Pub Date: Jan. 31st, 1967
Publisher: Bobbs-Merrill

We'll say this for the title. It's appropriate because this isn't a book, it's a creature. And it has a certain terrifying substance because the characters are so seemingly human. There's Nathaniel Davy, a young sculptor who flies on pot and believes only in pleasure...impulse kicks. He casually remarks at a cocktail party that the ultimate in thrills would be to (a) commit murder and (b) seduce a country virgin and then put her on the streets to whore for him. When he gets to Rome he does, on impulse, kill...then takes an ear as a souvenir. Then he meets Adriana, a young untouched Sicilian girl who has unwillingly led a sheltered life studying to be a concert pianist. Thrill number two is put into motion. Meanwhile there's Warren Mueller who drifts in the same underworld on the Via Veneto.
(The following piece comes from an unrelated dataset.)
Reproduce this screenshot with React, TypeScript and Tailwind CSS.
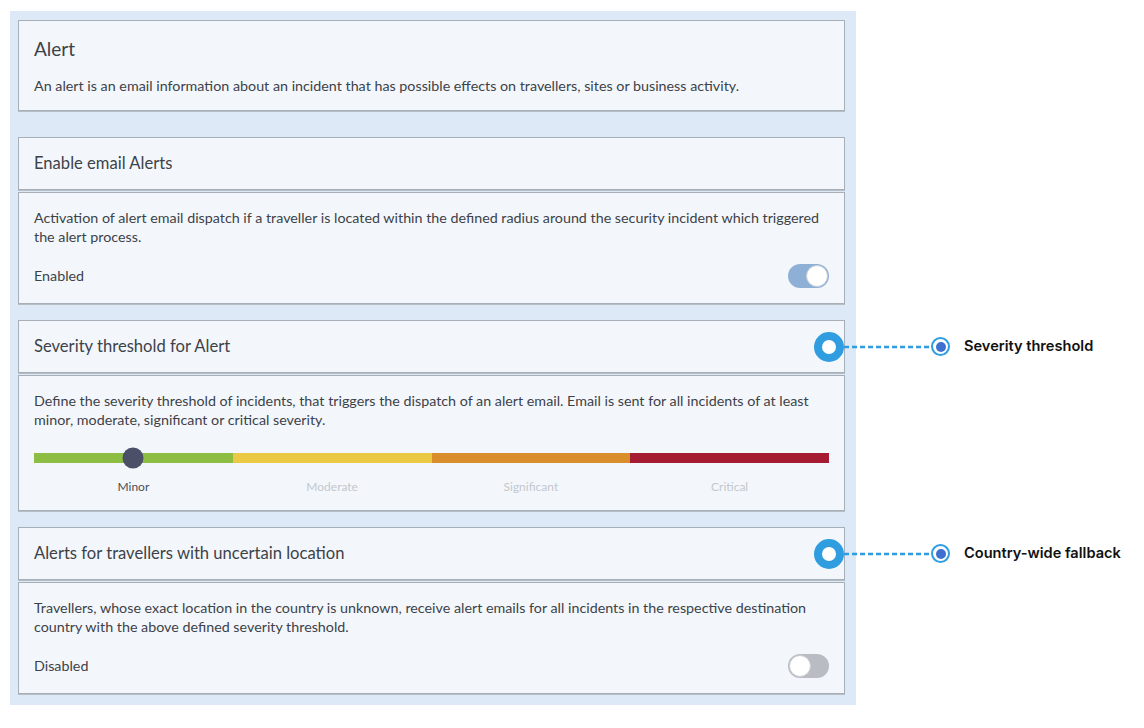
import React from 'react'

const font = { fontFamily: 'Lato, "Noto Sans", sans-serif' }

const Toggle = ({ on }: { on: boolean }) => {
  return (
    <div
      className={
        on
          ? 'w-[41px] h-[24px] rounded-full bg-[#8fb0d6] flex items-center justify-end p-[1px]'
          : 'w-[41px] h-[24px] rounded-full bg-[#b9bdc3] flex items-center justify-start p-[1px]'
      }
    >
      <div className="w-[22px] h-[22px] rounded-full bg-white border border-[#c9ced4]" />
    </div>
  )
}

// callout drawn over the right edge of a section header
const Marker = ({ label }: { label: string }) => {
  return (
    <div className="absolute left-[795px] top-1/2 -translate-y-1/2 flex items-center pointer-events-none">
      <div className="w-[30px] h-[30px] rounded-full border-[8px] border-[#2f9de0] bg-white shrink-0" />
      <svg width="87" height="4" className="shrink-0">
        <line x1="0" y1="2" x2="87" y2="2" stroke="#2f9de0" strokeWidth="2.5" strokeDasharray="5 3" />
      </svg>
      <div className="w-[19px] h-[19px] rounded-full border-2 border-[#2f9de0] bg-white flex items-center justify-center shrink-0">
        <div className="w-[10px] h-[10px] rounded-full bg-[#3f6fcf]" />
      </div>
      <span
        className="ml-[14px] text-[14.6px] font-semibold text-[#111] whitespace-nowrap"
        style={{ fontFamily: 'Inter, Lato, sans-serif' }}
      >
        {label}
      </span>
    </div>
  )
}

const Header = ({ title, marker }: { title: string; marker?: string }) => {
  return (
    <div className="relative h-[53px] bg-[#f3f7fc] border border-[#a7afb8] shadow-[0_1px_0_#b6bdc5] flex items-center px-[15px]">
      <span className="text-[16.6px] text-[#3d4248]">{title}</span>
      {marker && <Marker label={marker} />}
    </div>
  )
}

const Body = ({ children }: { children: React.ReactNode }) => {
  return (
    <div className="bg-[#f3f7fc] border border-[#a7afb8] shadow-[0_1px_0_#b6bdc5] px-[15px] pt-[15px] pb-[15px]">
      {children}
    </div>
  )
}

const segments = [
  { label: 'Minor', color: 'bg-[#8dbd43]', text: 'text-[#4a4f55]' },
  { label: 'Moderate', color: 'bg-[#ebc945]', text: 'text-[#c3c7cc]' },
  { label: 'Significant', color: 'bg-[#d98e2b]', text: 'text-[#c3c7cc]' },
  { label: 'Critical', color: 'bg-[#a51c32]', text: 'text-[#c3c7cc]' },
]

export default function App() {
  return (
    <div className="w-[1144px] h-[728px] bg-white pt-[11px] pl-[10px]" style={font}>
      <div className="w-[846px] bg-[#dde9f7] pt-[9px] pl-[8px] pr-[11px] pb-[11px] flex flex-col">
        <div className="bg-[#f3f7fc] border border-[#a7afb8] shadow-[0_1px_0_#b6bdc5] px-[15px] pt-[14px] pb-[14px]">
          <div className="text-[19px] leading-[28px] text-[#3d4248]">Alert</div>
          <div className="mt-[13px] text-[14.3px] leading-[20px] text-[#3d4248]">
            An alert is an email information about an incident that has possible effects on travellers, sites or business activity.
          </div>
        </div>

        <div className="mt-[26px] flex flex-col gap-[2px]">
          <Header title="Enable email Alerts" />
          <Body>
            <div className="text-[14.3px] leading-[19px] text-[#3d4248]">
              Activation of alert email dispatch if a traveller is located within the defined radius around the security incident which triggered the alert process.
            </div>
            <div className="mt-[18px] flex items-center justify-between">
              <span className="text-[14.3px] text-[#3d4248]">Enabled</span>
              <Toggle on={true} />
            </div>
          </Body>
        </div>

        <div className="mt-[16px] flex flex-col gap-[2px]">
          <Header title="Severity threshold for Alert" marker="Severity threshold" />
          <Body>
            <div className="text-[14.3px] leading-[19px] text-[#3d4248]">
              Define the severity threshold of incidents, that triggers the dispatch of an alert email. Email is sent for all incidents of at least minor, moderate, significant or critical severity.
            </div>
            <div className="relative mt-[24px] flex h-[10px]">
              {segments.map((s) => (
                <div key={s.label} className={`flex-1 h-full ${s.color}`} />
              ))}
              <div className="absolute left-[12.5%] top-1/2 -translate-x-1/2 -translate-y-1/2 w-[21px] h-[21px] rounded-full bg-[#4b5068]" />
            </div>
            <div className="flex mt-[16px]">
              {segments.map((s) => (
                <div key={s.label} className={`flex-1 text-center text-[12px] leading-[16px] ${s.text}`}>
                  {s.label}
                </div>
              ))}
            </div>
          </Body>
        </div>

        <div className="mt-[16px] flex flex-col gap-[2px]">
          <Header title="Alerts for travellers with uncertain location" marker="Country-wide fallback" />
          <Body>
            <div className="text-[14.3px] leading-[19px] text-[#3d4248]">
              Travellers, whose exact location in the country is unknown, receive alert emails for all incidents in the respective destination country with the above defined severity threshold.
            </div>
            <div className="mt-[18px] flex items-center justify-between">
              <span className="text-[14.3px] text-[#3d4248]">Disabled</span>
              <Toggle on={false} />
            </div>
          </Body>
        </div>
      </div>
    </div>
  )
}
Warren is a frustrated playwright reduced to dubbing scripts into English. One night he dreams that he kills his fat wife. When he wakes up the next morning he discovers that he has and with the playful curiosity of a cat toying with a dead mouse, performs as a vividsectionist in a revolting fashion. The point is that it's moral to be amoral but it's ""Certainly a strange cool,"" and although Mr Clark is an able writer, the notion is hardly a provocative one. The sensationalism will define the audience.